At this point in time, this is probably about the highest gain we would want to use. Continued gain increases won't really improve the performance of the device, and the reason why is we have the device as fast as possible. The major limitation now is not the small signal response. It's a large signal response. That inductor current has the slew so the only way we can get to go faster is to use a small inductor value or use greater output capacitance. So the only downside now of increasing the gain is we'd just be adding unnecessary jitter into the system without improving the transient response. So typically, this will be more what we consider to be an adequate transient. We're down to a less than 10 millivolts deviation on the output voltage which corresponds to less than 1% of the output voltage, which is a great target to achieve on the power supply.

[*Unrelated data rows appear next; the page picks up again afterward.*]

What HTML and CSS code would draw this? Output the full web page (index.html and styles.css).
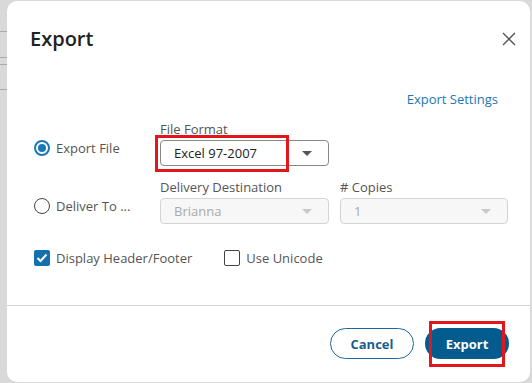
FILE: index.html
```html
<!DOCTYPE html>
<html lang="en">
<head>
    <meta charset="UTF-8">
    <title>Export</title>
    <link rel="stylesheet" href="styles.css">
</head>
<body>
<div class="backdrop">
    <div class="dialog">
        <div class="dialog-header">
            <h1>Export</h1>
            <button class="close" type="button">
                <svg width="14" height="14" viewBox="0 0 14 14"><path d="M1 1 L13 13 M13 1 L1 13" stroke="#555" stroke-width="1.4" fill="none"/></svg>
            </button>
        </div>
        <div class="dialog-body">
            <div class="settings-link"><a href="#">Export Settings</a></div>
            <div class="form-grid">
                <div></div>
                <label class="field-label">File Format</label>
                <div></div>

                <label class="radio checked"><span class="radio-dot"></span>Export File</label>
                <div class="select-wrap">
                    <div class="select">Excel 97-2007<span class="caret"></span></div>
                    <div class="highlight hl-format"></div>
                </div>
                <div></div>

                <div></div>
                <label class="field-label">Delivery Destination</label>
                <label class="field-label"># Copies</label>

                <label class="radio"><span class="radio-dot"></span>Deliver To ...</label>
                <div class="select disabled">Brianna<span class="caret"></span></div>
                <div class="select disabled">1<span class="caret"></span></div>
            </div>
            <div class="checks">
                <label class="check checked"><span class="box">
                    <svg width="12" height="10" viewBox="0 0 12 10"><path d="M1.5 5 L4.5 8 L10.5 1.5" stroke="#fff" stroke-width="2" fill="none"/></svg>
                </span>Display Header/Footer</label>
                <label class="check"><span class="box"></span>Use Unicode</label>
            </div>
        </div>
        <div class="dialog-footer">
            <button class="btn btn-outline" type="button">Cancel</button>
            <div class="btn-wrap">
                <button class="btn btn-primary" type="button">Export</button>
                <div class="highlight hl-export"></div>
            </div>
        </div>
    </div>
</div>
</body>
</html>
```

FILE: styles.css
```css
* {
    padding: 0;
    margin: 0;
    box-sizing: border-box;
}
body {
    font-family: "Open Sans", "Noto Sans", sans-serif;
    background-color: #d9d9d9;
}
.backdrop {
    width: 532px;
    height: 383px;
    padding: 1px 0 0 7px;
    background-color: #d9d9d9;
    background-image:
        linear-gradient(#a9a9a9, #a9a9a9),
        linear-gradient(#a9a9a9, #a9a9a9),
        linear-gradient(#a9a9a9, #a9a9a9),
        linear-gradient(#a9a9a9, #a9a9a9);
    background-size: 7px 1px;
    background-repeat: no-repeat;
    background-position: 0 31px, 0 57px, 0 64px, 0 89px;
}
.dialog {
    width: 523px;
    height: 381px;
    background-color: white;
    border-radius: 10px;
    display: flex;
    flex-direction: column;
}
.dialog-header {
    display: flex;
    align-items: center;
    justify-content: space-between;
    padding: 23px 14px 0 23px;
    height: 52px;
}
.dialog-header h1 {
    font-size: 20px;
    font-weight: 600;
    color: #222;
    line-height: 28px;
}
.close {
    border: none;
    background: none;
    width: 14px;
    height: 14px;
    display: flex;
}
.dialog-body {
    padding: 0 22px 0 27px;
    height: 253px;
    border-bottom: 1px solid #d6d6d6;
}
.settings-link {
    text-align: right;
    margin-top: 37px;
    padding-right: 10px;
    font-size: 13px;
    line-height: 18px;
}
.settings-link a {
    text-decoration: none;
    color: #1a78b8;
}
.form-grid {
    display: grid;
    grid-template-columns: 115px 169px 168px;
    column-gap: 11px;
    margin-top: 10px;
    font-size: 13px;
    color: #555;
}
.field-label {
    line-height: 18px;
    height: 22px;
    padding-top: 2px;
}
.form-grid .field-label:nth-child(8),
.form-grid .field-label:nth-child(9) {
    margin-top: 10px;
}
.radio {
    display: flex;
    align-items: center;
    gap: 6px;
    height: 26px;
    margin-top: -5px;
}
.radio-dot {
    width: 16px;
    height: 16px;
    border-radius: 50%;
    border: 1.5px solid #444;
    display: flex;
    align-items: center;
    justify-content: center;
}
.radio.checked .radio-dot {
    border: 2px solid #1a78b8;
}
.radio.checked .radio-dot::after {
    content: "";
    width: 8px;
    height: 8px;
    border-radius: 50%;
    background-color: #1a78b8;
}
.select-wrap {
    position: relative;
}
.select {
    height: 26px;
    border: 1px solid #888;
    border-radius: 4px;
    display: flex;
    align-items: center;
    justify-content: space-between;
    padding: 0 16px 0 13px;
    color: #222;
    font-size: 13px;
}
.select.disabled {
    border-color: #d4d4d4;
    background-color: #f7f7f7;
    color: #aaa;
}
.caret {
    width: 0;
    height: 0;
    border-left: 5px solid transparent;
    border-right: 5px solid transparent;
    border-top: 5px solid #555;
}
.select.disabled .caret {
    border-top-color: #c8c8c8;
}
.highlight {
    position: absolute;
    border: 3px solid #e3161b;
}
.hl-format {
    left: -5px;
    top: -5px;
    width: 134px;
    height: 37px;
}
.checks {
    display: flex;
    gap: 32px;
    margin-top: 25px;
    font-size: 13px;
    color: #555;
}
.check {
    display: flex;
    align-items: center;
    gap: 6px;
    height: 18px;
}
.box {
    width: 16px;
    height: 16px;
    border: 1.5px solid #444;
    border-radius: 2px;
    display: flex;
    align-items: center;
    justify-content: center;
}
.check.checked .box {
    border: none;
    background-color: #1570b0;
}
.dialog-footer {
    display: flex;
    justify-content: flex-end;
    align-items: center;
    gap: 11px;
    padding: 0 21px 1px 0;
    flex: 1;
}
.btn {
    width: 84px;
    height: 31px;
    border-radius: 16px;
    font-family: "Open Sans", "Noto Sans", sans-serif;
    font-size: 13px;
    font-weight: 700;
    cursor: pointer;
}
.btn-outline {
    background-color: white;
    border: 1.5px solid #1a6a9c;
    color: #1a5f8c;
}
.btn-primary {
    background-color: #035b8e;
    border: none;
    color: white;
}
.btn-wrap {
    position: relative;
    display: flex;
}
.hl-export {
    left: 4px;
    top: -7px;
    width: 76px;
    height: 46px;
}
```
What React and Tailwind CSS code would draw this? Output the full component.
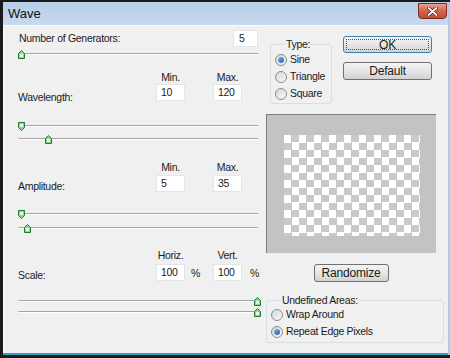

The one other value that we can change for the charge mode control loop is the residual value. As we talked about earlier, that effectively looks like a dampening factor. It would make an equivalent to an analog controller. We can think of it as the phase margin. The lower the value, you're gonna see a little bit more overshoot, a little more ringing, which just looks like a lower-phase margin for power supply. In most cases, you'll find the value of 90 to be ideal. I wouldn't recommend changing it. But you can tune in the power supply if you want to.
So let's take a look at how the values affect the transient response. The default value of 90 is set up right now with an ASCR gain of 400. If I change the residual value down to 60 and send it across the PMBus command, two things occur. The first is you get a little bit more ringing, a little bit more overshoot on the output, which looks like a lower-phase margin. The other piece you see is the excursion. The initial drop on the transient response has actually come up. You've actually improved the deviation, and that's because you gain a slightly faster response to the initial transient event, which corresponds with a lower-phase margin system. I can keep lowering it further but at some point, you're going to see diminishing returns. So if I drop it down to 30 and send that command across, effectively, there's very little change in the system.
So in most cases, the residual has a slight effect. You can make a little bit of an improvement if you want to dial in the very last part of performance. But the system will always be stable with the default values of 90, and that's probably the great place to start with. The benefit of the ZL8800 is there's no compensation. There's no complex math. It just works.